Perhaps the most amazing thing he has said since coming here is something that was largely overlooked in its importance, and he only said it a week back, when he talked about the fitness issues which are affecting Hatate.
“I have said all along that there is a relentlessness when you play for this football club and you can’t rest on what you did last week or even the last pass or the last action. It’s constant and it’s always there. But you are never going to build that into players if you shield them away from it. This year my thoughts were just to expose as many of our players to it as I could. Earlier in the year we were throwing guys in without even training and the expectations are still there, you have to perform.”

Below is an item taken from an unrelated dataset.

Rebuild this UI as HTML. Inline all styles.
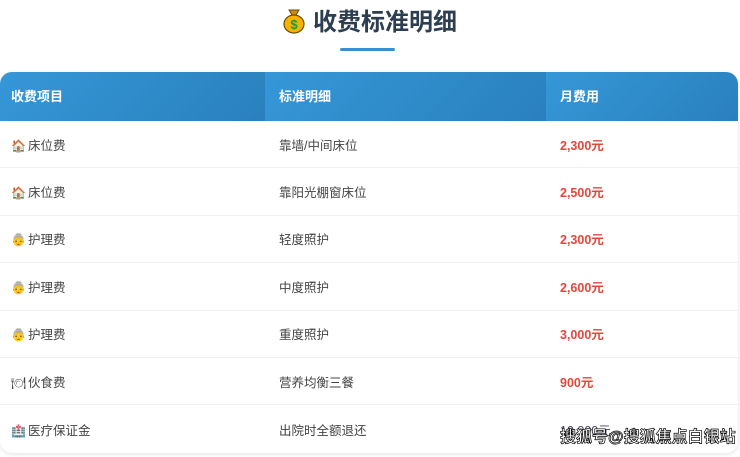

Those comments make it abundantly clear that Ange is working to a formula and it’s about making players stronger – physically and mentally – than they’ve ever been in their lives. Look at the guy who he did work with last season; Maeda. That man’s fitness levels are some of the most amazing I’ve seen at Parkhead. How do you think he got that way?
He worked with Ange for two years. Ange helped turned him into that guy.
And that’s what he wants the whole of our team to be able to do. As Fish proved, and as Jordan and his team demonstrated, once you dedicate yourself to that or you are trained to that level the improvements that come with it will be visible for all to see.
If you want a football example from close to home, look no further than our super-kid Kieran Tierney … he is an example for every Scottish player to aspire to, an absolute football machine, a peak athlete who deserves every bit of his success.
That’s where this manager wants us to be. That’s the level he wants every single member of this Celtic side to reach … the point where they train and then play at an elite level. The point where they are fitter and stronger than they’ve ever been or thought they could be.
We are going to see that next season, and it is going to be special.